O mesmo tipo de análise pode ser feito a respeito da pós-graduação, podendo-se observar que 48.5% dos alunos de doutorado em 2020 estavam concentrados nas 13 instituições que fazem parte do grupo 2; e elas ainda concentravam 35% da produção de artigos de instituições brasileiras indexados no Web of Science (base de dados InCites) nos últimos dez anos.
Tal como já ocorre nos Estados Unidos e outros países, [3-4] a existência de uma base de dados integrada e em permanente atualização e de uma tipologia apropriada pode se tornar um instrumento poderoso para o conhecimento apropriado e aperfeiçoamento contínuo do sistema de educação superior em suas diversas dimensões.
* Simon Schwartzman é sociólogo, membro da Academia Brasileira de Ciências e pesquisador visitante do Instituto de Geociências da Unicamp
Esse texto é um artigo de opinião e não reflete, necessariamente, a opinião da Unicamp.
[1] SCHWARTZMAN, S.; SILVA, R. L.; COELHO, R. R. Por uma tipologia do ensino superior brasileiro: teste de conceito. Estudos Avançados, v. 35, p. 153-186, 2021. ISSN 0103-4014.
[2] BARBOSA, M.-L. et al. Higher Education in Brazil: Institutional actions for the retention of students in public and private sectors. In: PINHEIRO, R.;BALBACHEVSKY, E., et al (Ed.). The impact of COVID-19 on the institutional fabric of higher education: Accelerating old patterns, imposing new dynamics, and changing rules?: Srpinger, 2023 (forthcoming).

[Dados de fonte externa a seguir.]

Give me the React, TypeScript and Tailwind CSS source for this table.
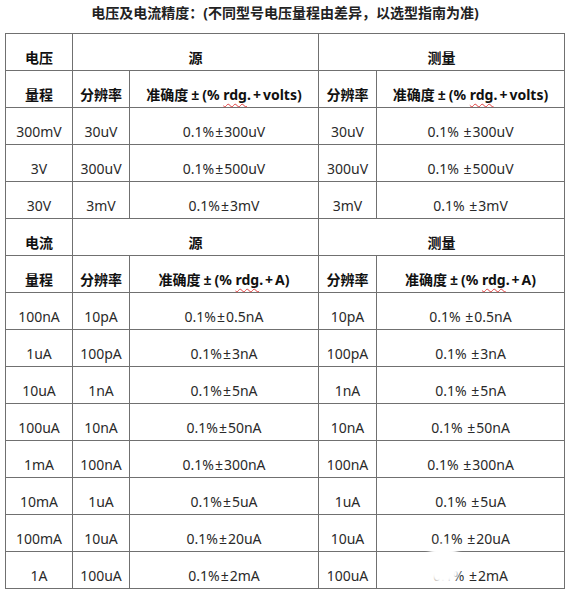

[3] MCCORMICK, A. C. Classifying Higher Education Institutions: Lessons from the Carnegie Classification Clasificación de las instituciones de educación superior: lecciones de la Clasificación Carnegie. Pensamiento Educativo. Revista de Investigación: Educacional Latinoamericana, v. 50, p. 65-75, 2013
[4] VAN VUGHT, F. Mapping the higher education landscape: Towards a European classification of higher education. Springer Science & Business Media, 2009. ISBN 904812249X.